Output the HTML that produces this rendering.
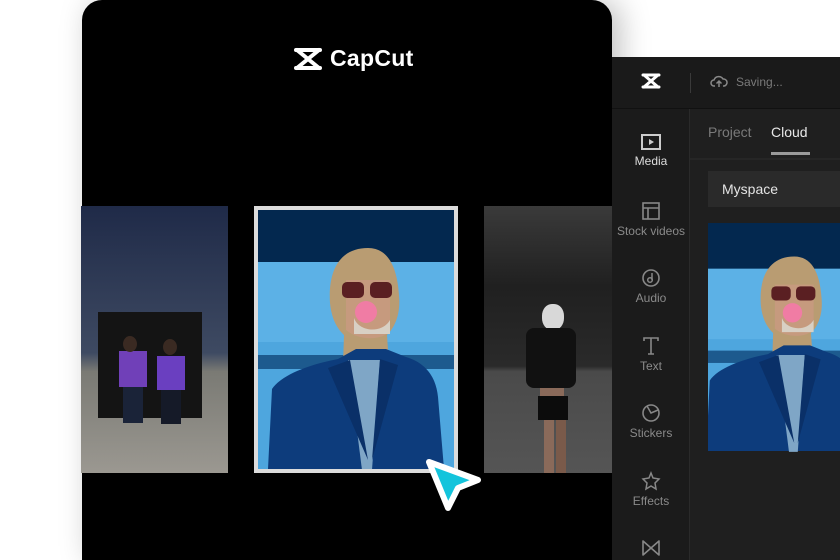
<!DOCTYPE html>
<html style="overflow:hidden;width:840px;height:560px"><head><meta charset="utf-8"><style>
*{margin:0;padding:0;box-sizing:border-box}
body{width:840px;height:560px;background:#fff;position:relative;overflow:hidden;font-family:"Liberation Sans",sans-serif}
.card{position:absolute;left:82px;top:0;width:530px;height:560px;background:#000;border-radius:20px 20px 0 0;box-shadow:8px 0 30px rgba(0,0,0,.25)}
.logo{position:absolute;left:292px;top:45px;display:flex;align-items:center;color:#fff;font-size:23px;font-weight:bold;letter-spacing:0.3px}
.panel{position:absolute;left:612px;top:57px;width:228px;height:503px;background:#1f1f1f}
.top{position:absolute;left:0;top:0;width:228px;height:52px;background:#1a1a1a;border-bottom:1px solid #111}
.side{position:absolute;left:0;top:52px;width:78px;height:451px;background:#1b1b1b;border-right:1px solid #2a2a2a}
.it{position:absolute;left:0;width:78px;text-align:center;color:#8a8a8a;font-size:12px}
.it svg{display:block;margin:0 auto 3px}
.photo{position:absolute;overflow:hidden}
</style></head><body>
<div class="card"></div>
<div class="logo"><svg width="32" height="26" viewBox="0 0 32 26"><path d="M4 4h24M4 22h24M5 4l22 18M27 4L5 22" stroke="#fff" stroke-width="4" fill="none" stroke-linecap="round" stroke-linejoin="round"/></svg><span style="margin-left:6px">CapCut</span></div>

<div class="photo" style="left:81px;top:206px;width:147px;height:267px;background:linear-gradient(#1f2a48,#3e4a62 55%,#7a7a74 62%,#9b9891 100%)">
<div style="position:absolute;left:17px;top:106px;width:104px;height:106px;background:#141414"></div>
<div style="position:absolute;left:38px;top:145px;width:28px;height:36px;background:#7040b8"></div>
<div style="position:absolute;left:76px;top:150px;width:28px;height:34px;background:#6a3fc0"></div>
<div style="position:absolute;left:42px;top:181px;width:20px;height:36px;background:#1a2338"></div>
<div style="position:absolute;left:80px;top:184px;width:20px;height:34px;background:#151a28"></div>
<div style="position:absolute;left:42px;top:130px;width:14px;height:16px;border-radius:50%;background:#3a2a22"></div>
<div style="position:absolute;left:82px;top:133px;width:14px;height:16px;border-radius:50%;background:#3a2a22"></div>
</div>

<div style="position:absolute;left:254px;top:206px;width:204px;height:267px;background:#dcdcdc"></div>
<div class="photo" style="left:258px;top:210px;width:196px;height:259px">
<svg width="196" height="259" viewBox="0 0 196 259"><defs><g id="man">
<rect width="196" height="259" fill="#4ea6de"/><rect width="196" height="52" fill="#03284f"/>
<rect y="52" width="196" height="80" fill="#5cb1e6"/><rect y="145" width="196" height="14" fill="#1d5a8e"/>
<path d="M110 38c-30 0-40 25-38 55 2 20 10 28 14 32l-1 30h46l-2-30c6-6 14-18 12-40-2-30-12-47-31-47z" fill="#b99c72"/>
<path d="M88 70h44v50c-5 10-30 12-44 0z" fill="#c69a7e"/>
<path d="M96 108c5 14 28 16 36 2v14H96z" fill="#d8d0c4"/>
<rect x="84" y="72" width="22" height="16" rx="5" fill="#5a1f22"/><rect x="112" y="72" width="22" height="16" rx="5" fill="#5a1f22"/>
<circle cx="108" cy="102" r="11" fill="#f07ca4"/>
<path d="M10 259l4-80c10-15 40-25 66-30l18-10h30l20 8c20 6 30 20 32 40l6 72z" fill="#0d3c7c"/>
<path d="M90 150l32 0-8 110h-10z" fill="#7fa6c6"/>
<path d="M70 158l22 -8 18 100z M140 155l-18 -6-8 101z" fill="#0a3068"/>
</g></defs><use href="#man"/></svg>
</div>

<div class="photo" style="left:484px;top:206px;width:128px;height:267px;background:linear-gradient(#3a3a3a,#202020 30%,#2a2a2a 60%,#4a4a4a 62%,#555 100%)">
<div style="position:absolute;left:58px;top:98px;width:22px;height:26px;border-radius:45%;background:#d8d8d8"></div>
<div style="position:absolute;left:42px;top:122px;width:50px;height:60px;border-radius:8px;background:#111"></div>
<div style="position:absolute;left:56px;top:182px;width:24px;height:10px;background:#8a6a5a"></div>
<div style="position:absolute;left:54px;top:190px;width:30px;height:24px;background:#0c0c0c"></div>
<div style="position:absolute;left:60px;top:214px;width:10px;height:53px;background:#8a6a5a"></div>
<div style="position:absolute;left:72px;top:214px;width:10px;height:53px;background:#7a5a4a"></div>
</div>

<svg style="position:absolute;left:420px;top:448px" width="70" height="70" viewBox="0 0 70 70">
<path d="M9 14L28 60 38 40 58 32z" fill="#13c4dc" stroke="#fff" stroke-width="6" stroke-linejoin="round"/></svg>

<div class="panel">
<div class="top">
<svg style="position:absolute;left:28px;top:15px" width="22" height="18" viewBox="0 0 22 18"><path d="M3 3h16M3 15h16M4 3l14 12M18 3L4 15" stroke="#fff" stroke-width="3" fill="none" stroke-linecap="round"/></svg>
<div style="position:absolute;left:78px;top:16px;width:1px;height:20px;background:#3a3a3a"></div>
<svg style="position:absolute;left:98px;top:18px" width="18" height="14" viewBox="0 0 18 14"><path d="M5 11H4a3 3 0 010-6 5 5 0 019-1 3.5 3.5 0 011 7h-1M9 12V6M6.5 8.5L9 6l2.5 2.5" stroke="#888" stroke-width="1.5" fill="none"/></svg>
<div style="position:absolute;left:124px;top:18px;color:#7a7a7a;font-size:12px">Saving...</div>
</div>
<div class="side">
<div class="it" style="top:24px;color:#ddd"><svg width="22" height="18" viewBox="0 0 22 18"><rect x="2" y="2" width="18" height="14" stroke="#ccc" stroke-width="2" fill="none"/><path d="M9 6l5 3-5 3z" fill="#ccc"/></svg>Media</div>
<div class="it" style="top:92px"><svg width="20" height="20" viewBox="0 0 20 20"><rect x="2" y="2" width="16" height="16" stroke="#888" stroke-width="1.6" fill="none"/><path d="M2 7h16M7 7v11" stroke="#888" stroke-width="1.6"/></svg>Stock videos</div>
<div class="it" style="top:159px"><svg width="20" height="20" viewBox="0 0 20 20"><circle cx="10" cy="10" r="8" stroke="#888" stroke-width="1.6" fill="none"/><circle cx="9" cy="12" r="2.3" stroke="#888" stroke-width="1.5" fill="none"/><path d="M11 12V5" stroke="#888" stroke-width="1.5"/></svg>Audio</div>
<div class="it" style="top:227px"><svg width="20" height="20" viewBox="0 0 20 20"><path d="M3 5V2h14v3M10 2v16M7 18h6" stroke="#888" stroke-width="1.6" fill="none"/></svg>Text</div>
<div class="it" style="top:294px"><svg width="20" height="20" viewBox="0 0 20 20"><circle cx="10" cy="10" r="8" stroke="#888" stroke-width="1.6" fill="none"/><path d="M6 3l4 7 7-3" stroke="#888" stroke-width="1.5" fill="none"/></svg>Stickers</div>
<div class="it" style="top:362px"><svg width="20" height="20" viewBox="0 0 20 20"><path d="M10 2l2 5 6 1-4 4 1 6-5-3-5 3 1-6-4-4 6-1z" stroke="#888" stroke-width="1.5" fill="none"/></svg>Effects</div>
<div class="it" style="top:430px"><svg width="20" height="18" viewBox="0 0 20 18"><path d="M2 2v14l16-14v14z" stroke="#888" stroke-width="1.6" fill="none" stroke-linejoin="round"/></svg></div>
</div>
<div style="position:absolute;left:96px;top:67px;color:#7a7a7a;font-size:14px">Project</div>
<div style="position:absolute;left:159px;top:67px;color:#e8e8e8;font-size:14px">Cloud</div>
<div style="position:absolute;left:159px;top:95px;width:39px;height:3px;background:#9a9a9a"></div>
<div style="position:absolute;left:78px;top:101px;width:150px;height:2px;background:#262626"></div>
<div style="position:absolute;left:96px;top:114px;width:132px;height:36px;background:#2a2a2a"></div>
<div style="position:absolute;left:110px;top:124px;color:#e4e4e4;font-size:14px">Myspace</div>
<div class="photo" style="left:96px;top:166px;width:132px;height:235px">
<svg width="132" height="235" viewBox="12 0 150 267" preserveAspectRatio="xMinYMin slice"><use href="#man"/></svg>
</div>
</div>
</body></html>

····················

§ **Set problem**
Pictures are excluded: retype only the lines from the beginning of the listing above through the line with "4h24M4 22h24M5 4l22", both included.

§ **Correct answer**
Output the HTML that produces this rendering.
<!DOCTYPE html>
<html style="overflow:hidden;width:840px;height:560px"><head><meta charset="utf-8"><style>
*{margin:0;padding:0;box-sizing:border-box}
body{width:840px;height:560px;background:#fff;position:relative;overflow:hidden;font-family:"Liberation Sans",sans-serif}
.card{position:absolute;left:82px;top:0;width:530px;height:560px;background:#000;border-radius:20px 20px 0 0;box-shadow:8px 0 30px rgba(0,0,0,.25)}
.logo{position:absolute;left:292px;top:45px;display:flex;align-items:center;color:#fff;font-size:23px;font-weight:bold;letter-spacing:0.3px}
.panel{position:absolute;left:612px;top:57px;width:228px;height:503px;background:#1f1f1f}
.top{position:absolute;left:0;top:0;width:228px;height:52px;background:#1a1a1a;border-bottom:1px solid #111}
.side{position:absolute;left:0;top:52px;width:78px;height:451px;background:#1b1b1b;border-right:1px solid #2a2a2a}
.it{position:absolute;left:0;width:78px;text-align:center;color:#8a8a8a;font-size:12px}
.it svg{display:block;margin:0 auto 3px}
.photo{position:absolute;overflow:hidden}
</style></head><body>
<div class="card"></div>
<div class="logo"><svg width="32" height="26" viewBox="0 0 32 26"><path d="M4 4h24M4 22h24M5 4l22 18M27 4L5 22" stroke="#fff" stroke-width="4" fill="none" stroke-linecap="round" stroke-linejoin="round"/></svg><span style="margin-left:6px">CapCut</span></div>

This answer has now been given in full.